以貝氏網路解析與提升深度神經網路模型之可釋性

Abstract

隨著深度神經網路模型演算法的突破，加上軟硬體計算力不斷地提升，使得過去訓練類神經網路的瓶頸得以跨越，因而催生了大規模且效果顯著的研究與產業應用。然而，給定一訓練良好、能輸出準確預判的深度神經網路，由於深度神經網路在經過隱藏層之間相連權重的計算經過線性與非線性的轉換，人們往往無法得知模型中參數的意義與判斷依據，因此推理過程往往為人詬病為一黑盒子，致使模型的可信度與被採用度大大降低，且在許多應用場景中，輸入層的變數對使用者具有確切的物理意義與解釋能力，回溯至輸入層並找出重要因素乃研究者注重的目標之一。 本研究中，將先回顧深度神經網路可釋性當前發展，並利用貝氏網路模型來解析已訓練完成的深度學習模型，利用層層剝離推論的方式，發展由輸出層往隱藏層、最後回推至輸入層的解析框架。接著分別以MNIST以及Fashion MNIST資料集訓練類神經網路模型，最後以視覺化的方式呈現經由貝氏網路演算法推理出的重要特徵 (即圖片上的像素)，藉此解釋出黑盒子中的判斷邏輯，找出顯著影響模型的輸入變數，使深度學習的可信度與可釋性增加，提升產業採行深度神經網路技術的信心。

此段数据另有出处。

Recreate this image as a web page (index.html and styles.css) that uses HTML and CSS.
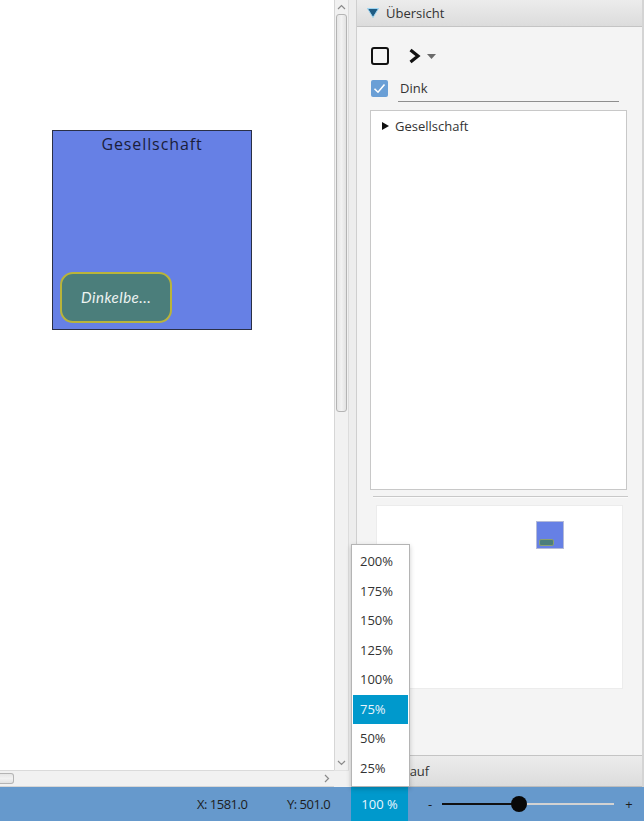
FILE: index.html
```html
<!DOCTYPE html>
<html>
<head>
<meta charset="utf-8">
<link rel="stylesheet" href="styles.css">
</head>
<body>
<div class="app">
  <div class="main">
    <div class="editor">
      <div class="canvas">
        <div class="node">
          <div class="node-title">Gesellschaft</div>
          <div class="note">Dinkelbe...</div>
        </div>
      </div>
      <div class="vscroll">
        <svg class="sarrow" width="9" height="6" viewBox="0 0 9 6"><path d="M1 5 L4.5 1.5 L8 5" fill="none" stroke="#8a8a8a" stroke-width="1.2"/></svg>
        <div class="vthumb"></div>
        <div class="vspace"></div>
        <svg class="sarrow" width="9" height="6" viewBox="0 0 9 6"><path d="M1 1 L4.5 4.5 L8 1" fill="none" stroke="#8a8a8a" stroke-width="1.2"/></svg>
      </div>
      <div class="hscroll">
        <div class="hthumb"></div>
        <div class="hspace"></div>
        <svg class="sarrow" width="6" height="9" viewBox="0 0 6 9"><path d="M1 1 L4.5 4.5 L1 8" fill="none" stroke="#8a8a8a" stroke-width="1.2"/></svg>
      </div>
      <div class="corner"></div>
    </div>
    <div class="splitter"></div>
    <div class="side">
      <div class="tp-header">
        <svg class="tp-arrow" width="14" height="12" viewBox="0 0 14 12"><path d="M1.5 1.5 H12.5 L7 10.5 Z" fill="#1f5c84" stroke="#9fd6f2" stroke-width="1"/></svg>
        <span>Übersicht</span>
      </div>
      <div class="tp-body">
        <div class="toolbar">
          <svg class="ico-square" width="18" height="18" viewBox="0 0 18 18"><rect x="1" y="1" width="16" height="16" rx="2" fill="none" stroke="#111" stroke-width="2"/></svg>
          <svg class="ico-chev" width="13" height="16" viewBox="0 0 13 16"><path d="M2.5 2 L10 8 L2.5 14" fill="none" stroke="#111" stroke-width="3.2"/></svg>
          <svg class="ico-drop" width="9" height="5" viewBox="0 0 9 5"><path d="M0 0 H9 L4.5 5 Z" fill="#6a6a6a"/></svg>
        </div>
        <div class="filter">
          <div class="check"><svg width="17" height="17" viewBox="0 0 17 17"><path d="M3.5 8.8 L7 12.2 L13.5 4.6" fill="none" stroke="#fff" stroke-width="1.6"/></svg></div>
          <div class="field">Dink</div>
        </div>
        <div class="tree">
          <div class="tree-row">
            <svg width="7" height="8" viewBox="0 0 7 8"><path d="M0 0 L7 4 L0 8 Z" fill="#111"/></svg>
            <span>Gesellschaft</span>
          </div>
        </div>
        <div class="sep"></div>
        <div class="minimap">
          <div class="mini-node"><div class="mini-note"></div></div>
        </div>
      </div>
      <div class="tp-header bottom">
        <svg class="tp-arrow" width="14" height="12" viewBox="0 0 14 12"><path d="M3 1 L11 6 L3 11 Z" fill="#333"/></svg>
        <span>Verlauf</span>
      </div>
    </div>
  </div>
  <div class="status">
    <span class="coord x">X: 1581.0</span>
    <span class="coord y">Y: 501.0</span>
    <span class="zoombox">100 %</span>
    <span class="pm minus">-</span>
    <div class="slider">
      <div class="track-fill"></div>
      <div class="track-rest"></div>
      <div class="knob"></div>
    </div>
    <span class="pm plus">+</span>
  </div>
  <div class="popup">
    <div class="item">200%</div>
    <div class="item">175%</div>
    <div class="item">150%</div>
    <div class="item">125%</div>
    <div class="item">100%</div>
    <div class="item sel">75%</div>
    <div class="item">50%</div>
    <div class="item">25%</div>
  </div>
</div>
</body>
</html>
```

FILE: styles.css
```css
* { box-sizing: border-box; }
html, body { margin: 0; padding: 0; }
body {
  width: 644px;
  height: 821px;
  overflow: hidden;
  font-family: "Open Sans", "Noto Sans", sans-serif;
  font-size: 13px;
  color: #333;
  background: #fff;
}
.app {
  position: relative;
  display: flex;
  flex-direction: column;
  width: 644px;
  height: 821px;
}
.main {
  display: flex;
  height: 787px;
}
.editor {
  width: 349px;
  display: grid;
  grid-template-columns: 334px 15px;
  grid-template-rows: 770px 17px;
}
.canvas {
  position: relative;
  background: #fff;
  overflow: hidden;
}
.node {
  position: absolute;
  left: 52px;
  top: 130px;
  width: 200px;
  height: 200px;
  background: #6680e5;
  border: 1px solid #2a2f45;
}
.node-title {
  text-align: center;
  font-family: "Open Sans", sans-serif;
  font-size: 16px;
  letter-spacing: 0.9px;
  color: #1a1d3a;
  margin-top: 2px;
  line-height: 22px;
}
.note {
  position: absolute;
  left: 7px;
  top: 141px;
  width: 112px;
  height: 51px;
  border: 2px solid #b9b43a;
  border-radius: 13px;
  background: #4b7e7b;
  color: #eef4f2;
  font-family: "Lato", sans-serif;
  font-style: italic;
  font-size: 15px;
  letter-spacing: 0.5px;
  padding-left: 19px;
  line-height: 47px;
}
.vscroll {
  background: #f1f1f1;
  border-left: 1px solid #d6d6d6;
  border-right: 1px solid #dcdcdc;
  display: flex;
  flex-direction: column;
  align-items: center;
  padding: 4px 0 4px 0;
}
.vthumb {
  width: 11px;
  height: 398px;
  margin-top: 4px;
  border: 1px solid #b4b4b4;
  border-radius: 3px;
  background: linear-gradient(to right, #e6e6e6, #f2f2f2 50%, #e2e2e2);
}
.vspace { flex: 1; }
.hscroll {
  background: #f1f1f1;
  border-top: 1px solid #dadada;
  border-bottom: 1px solid #d6d6d6;
  display: flex;
  align-items: center;
  padding-right: 4px;
}
.hthumb {
  width: 14px;
  height: 11px;
  border: 1px solid #b4b4b4;
  border-left: none;
  border-radius: 0 3px 3px 0;
  background: linear-gradient(#e6e6e6, #f2f2f2 50%, #e2e2e2);
}
.hspace { flex: 1; }
.corner { background: #f1f1f1; border-top: 1px solid #e2e2e2; }
.sarrow { display: block; }
.splitter {
  width: 8px;
  background: #ededed;
  border-right: 1px solid #cfcfcf;
}
.side {
  width: 287px;
  display: flex;
  flex-direction: column;
  border-right: 2px solid #d4d4d4;
}
.tp-header {
  height: 27px;
  display: flex;
  align-items: center;
  padding-left: 9px;
  background: linear-gradient(#ececec, #dcdcdc);
  border-bottom: 1px solid #c4c4c4;
  color: #333;
  font-size: 13px;
}
.tp-header.bottom {
  height: 32px;
  border-top: 1px solid #c4c4c4;
  border-bottom: 1px solid #bdbdbd;
}
.tp-arrow { margin-right: 6px; }
.tp-body {
  flex: 1;
  background: #f4f4f4;
  padding: 0 13px;
}
.toolbar {
  display: flex;
  align-items: center;
  height: 18px;
  margin-top: 20px;
  padding-left: 1px;
}
.ico-chev { margin-left: 19px; }
.ico-drop { margin-left: 6px; margin-top: 1px; }
.filter {
  display: flex;
  align-items: center;
  margin-top: 14px;
  height: 19px;
  padding-left: 1px;
}
.check {
  width: 17px;
  height: 17px;
  background: #6a9fd6;
  border-radius: 2px;
}
.check svg { display: block; }
.field {
  margin-left: 10px;
  width: 221px;
  height: 22px;
  border-bottom: 1.5px solid #8e8e8e;
  padding-left: 2px;
  line-height: 17px;
  color: #333;
  margin-top: 4px;
}
.tree {
  margin-top: 12px;
  width: 257px;
  height: 380px;
  background: #fff;
  border: 1px solid #c8c8c8;
}
.tree-row {
  display: flex;
  align-items: center;
  height: 26px;
  padding-left: 11px;
  padding-top: 3px;
}
.tree-row svg { margin-right: 6px; }
.sep {
  margin: 6px 1px 0 3px;
  height: 2px;
  border-top: 1px solid #c8c8c8;
  border-bottom: 1px solid #fbfbfb;
}
.minimap {
  position: relative;
  margin: 7px 0 0 6px;
  width: 247px;
  height: 184px;
  background: #fff;
  border: 1px solid #ececec;
}
.mini-node {
  position: absolute;
  left: 159px;
  top: 15px;
  width: 28px;
  height: 28px;
  background: #6680e5;
  border: 1px solid #b4bad8;
}
.mini-note {
  position: absolute;
  left: 2px;
  top: 17px;
  width: 15px;
  height: 7px;
  border-radius: 2px;
  background: #4b7e7b;
  border: 1px solid #8aa070;
}
.status {
  height: 34px;
  background: #6699cc;
  display: flex;
  align-items: center;
  color: #1d1d1d;
  font-size: 13px;
}
.coord { letter-spacing: -0.5px; }
.coord.x { margin-left: 197px; width: 90px; }
.coord.y { width: 64px; }
.zoombox {
  width: 57px;
  height: 34px;
  background: #0099cc;
  color: #eaf6ff;
  line-height: 34px;
  text-align: center;
}
.pm { width: 10px; text-align: center; }
.pm.minus { margin-left: 17px; }
.slider {
  position: relative;
  width: 172px;
  height: 18px;
  margin-left: 7px;
  display: flex;
  align-items: center;
}
.track-fill { width: 77px; height: 2px; background: #111; }
.track-rest { flex: 1; height: 2px; background: #d2d2d2; }
.knob {
  position: absolute;
  left: 69px;
  top: 1px;
  width: 16px;
  height: 16px;
  border-radius: 50%;
  background: #080808;
}
.pm.plus { margin-left: 10px; }
.popup {
  position: absolute;
  left: 351px;
  top: 544px;
  width: 59px;
  height: 243px;
  background: #fff;
  border: 1px solid #b4b4b4;
  padding: 2px 1px;
  box-shadow: 0 2px 5px rgba(0,0,0,0.2);
}
.item {
  height: 29.5px;
  line-height: 29.5px;
  padding-left: 7px;
  color: #333;
  font-size: 13px;
}
.item.sel {
  background: #0099cc;
  color: #e8f4fc;
}
```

The breakthroughs in artificial neural network algorithms, coupled with the increasing computing power of hardware and software, have made it possible to train the Deep Neural Nets (DNNs). The conventional bottleneck, i.e., vanishing gradients, has been surmounted, leading to large scale and active research and industrial applications. However, given a well-trained DNN that can output accurate predictions, it is not easy to reason the extent to which a deep neural network will pass between the hidden layers. The nonlinear transformation embedded in the crisscross weights makes it almost impossible to know the basis of judgment. The reasoning process is often criticized as a black box, which severely reduces the credibility of the model and its adoption in many application scenarios. The variables in the input layer usually have precise physical meaning and interpretation to the users. In this thesis, the Bayesian network model is used to parse the information propagated within the DNNs. The layer-to-layer Bayesian models are built and integrated as an analytical framework from the output layer, through the hidden layers, and finally to the input layer. MNIST and Fashion MNIST datasets are employed to validate the proposed framework, and the black box is explained by presenting essential features, i.e., the pixels of the image, in a visualized way. In summary, an explainable model can increase the interpretability and enhance the confidence of industrial DNN applications.